Couturier, the team's 32-year-old captain, has been hopeful that the players would dictate the timeline of the rebuild. He overcame two back surgeries in 2022 and hasn't played a playoff game in Philadelphia since 2018. So there's an internal pressure to be a contender again.

"It's tough, especially I think my situation, you're getting older and there's less time to win really," Couturier said. "It's frustrating, but I trust in what Danny's doing up there and getting the right pieces in place for the future. Hopefully things turn around quick here."

The Flyers have 17 games left this season.

"I think we're kind of looking for ourselves right now a little bit," Couturier said. "New additions, losing players, it kind of looks like a little bit of a different team right now.

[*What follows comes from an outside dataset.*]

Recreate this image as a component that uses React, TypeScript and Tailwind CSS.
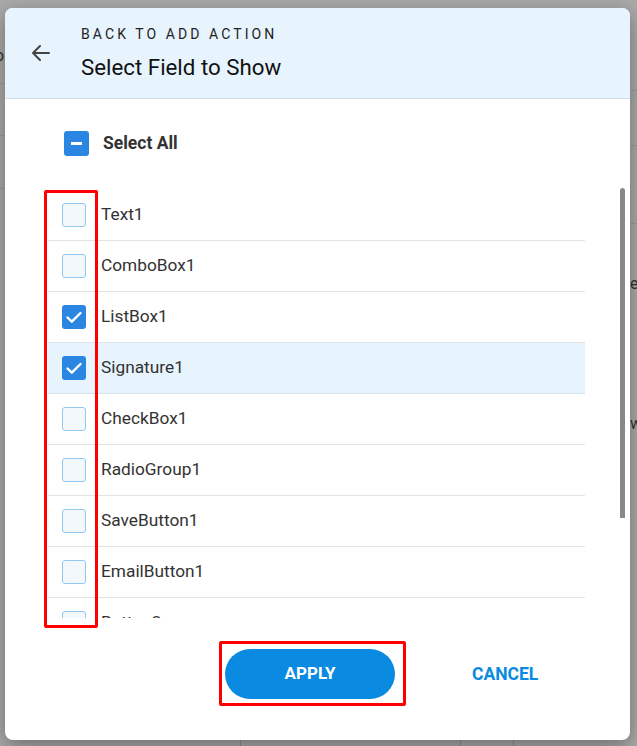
import React from "react";

const items = [
  { name: "Text1", checked: false },
  { name: "ComboBox1", checked: false },
  { name: "ListBox1", checked: true },
  { name: "Signature1", checked: true, active: true },
  { name: "CheckBox1", checked: false },
  { name: "RadioGroup1", checked: false },
  { name: "SaveButton1", checked: false },
  { name: "EmailButton1", checked: false },
  { name: "Button2", checked: false },
];

function Check({ checked }: { checked: boolean }) {
  if (checked) {
    return (
      <div className="flex h-[24px] w-[24px] shrink-0 items-center justify-center rounded-[3px] bg-[#2a86e0]">
        <svg width="24" height="24" viewBox="0 0 24 24" fill="none">
          <path d="M5.5 12.5l4.3 4.2L18.5 8" stroke="#fff" strokeWidth="2.4" strokeLinecap="round" strokeLinejoin="round" />
        </svg>
      </div>
    );
  }
  return <div className="h-[24px] w-[24px] shrink-0 rounded-[3px] border-[1.5px] border-[#92c9f1] bg-[#f3f8fd]" />;
}

export default function App() {
  return (
    <div className="relative h-[746px] w-[637px] overflow-hidden bg-[#a9a9a9]" style={{ fontFamily: "Roboto, 'Noto Sans', sans-serif" }}>
      {/* underlying page hints */}
      <div className="absolute left-0 top-[83px] h-px w-[10px] bg-[#9c9c9c]" />
      <div className="absolute left-0 top-[135px] h-px w-[10px] bg-[#9c9c9c]" />
      <div className="absolute left-0 top-[188px] h-px w-[10px] bg-[#9c9c9c]" />
      <div className="absolute right-0 top-[90px] h-px w-[10px] bg-[#9c9c9c]" />
      <div className="absolute right-0 top-[145px] h-px w-[10px] bg-[#9c9c9c]" />
      <div className="absolute right-0 top-[223px] h-px w-[10px] bg-[#9c9c9c]" />
      <div className="absolute left-[240px] top-[738px] h-[10px] w-px bg-[#8f8f8f]" />
      <div className="absolute left-[460px] top-[738px] h-[10px] w-px bg-[#8f8f8f]" />
      <div className="absolute left-[513px] top-[738px] h-[10px] w-px bg-[#8f8f8f]" />
      <div className="absolute left-[-5px] top-[44px] text-[16px] text-[#333]">o</div>
      <div className="absolute left-[630px] top-[272px] text-[16px] text-[#333]">e</div>
      <div className="absolute left-[630px] top-[412px] text-[16px] text-[#333]">w</div>

      {/* dialog */}
      <div className="absolute left-[5px] top-[8px] flex h-[732px] w-[625px] flex-col overflow-hidden rounded-[8px] bg-white shadow-[0_6px_20px_rgba(0,0,0,0.35)]">
        <div className="flex h-[91px] shrink-0 items-center border-b border-[#cfdde8] bg-[#e7f3fd]">
          <div className="ml-[24px] flex w-[52px] items-center">
            <svg width="24" height="24" viewBox="0 0 24 24" fill="none">
              <path d="M20 12H5M11 5l-7 7 7 7" stroke="#444" strokeWidth="2" strokeLinecap="round" strokeLinejoin="round" />
            </svg>
          </div>
          <div className="-mt-[1px] flex flex-col">
            <div className="text-[14px] leading-[18px] tracking-[0.22em] text-[#222]">BACK TO ADD ACTION</div>
            <div className="mt-[11px] text-[22.3px] leading-[26px] text-[#111]">Select Field to Show</div>
          </div>
        </div>

        <div className="flex h-[89px] shrink-0 items-center pl-[59px]">
          <div className="flex h-[25px] w-[25px] items-center justify-center rounded-[3px] bg-[#2a86e0]">
            <div className="h-[2.5px] w-[11px] bg-white" />
          </div>
          <div className="ml-[14px] text-[17.5px] font-bold text-[#333]">Select All</div>
        </div>

        <div className="flex h-[430px] shrink-0">
          <div className="ml-[43px] mt-[2px] w-[537px] overflow-hidden">
            {items.map((it) => (
              <div
                key={it.name}
                className={`flex h-[51px] items-center border-b pl-[14px] ${it.active ? "bg-[#e7f3fd] border-[#d4e2ec]" : "border-[#e4e4e4]"}`}
              >
                <Check checked={it.checked} />
                <div className="ml-[15px] text-[17.3px] text-[#333]">{it.name}</div>
              </div>
            ))}
          </div>
          <div className="ml-[35px] h-[330px] w-[5px] rounded-t-full bg-[#888]" />
        </div>

        <div className="mt-[31px] flex items-center">
          <div className="ml-[220px] flex h-[50px] w-[170px] items-center justify-center rounded-full bg-[#0a8ae0] text-[17px] font-bold text-white">
            APPLY
          </div>
          <div className="ml-[77px] text-[17.5px] font-bold text-[#0a8ae0]">CANCEL</div>
        </div>
      </div>

      {/* annotation boxes */}
      <div className="absolute left-[44px] top-[190px] h-[438px] w-[54px] rounded-[2px] border-[3px] border-[#ff0000]" />
      <div className="absolute left-[219px] top-[641px] h-[65px] w-[187px] rounded-[2px] border-[3px] border-[#ff0000]" />
    </div>
  );
}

But we'll get on track here. We've just got to kind of rush things up a little bit, we're running out of time here, so we need to get going."

Tortorella's the type of coach that will consider every game important. His challenge after the deadline is now making the new mix work. And the Flyers will continue to evaluate for down the road.

"It's the right call I think by Danny, I think it was really good at the deadline," Tortorella said. "But then you put the lineup on the board and you look at it and say, 'We've got to figure out a way to play now.' There certainly needs to be patience with this here, but there's still teaching going on."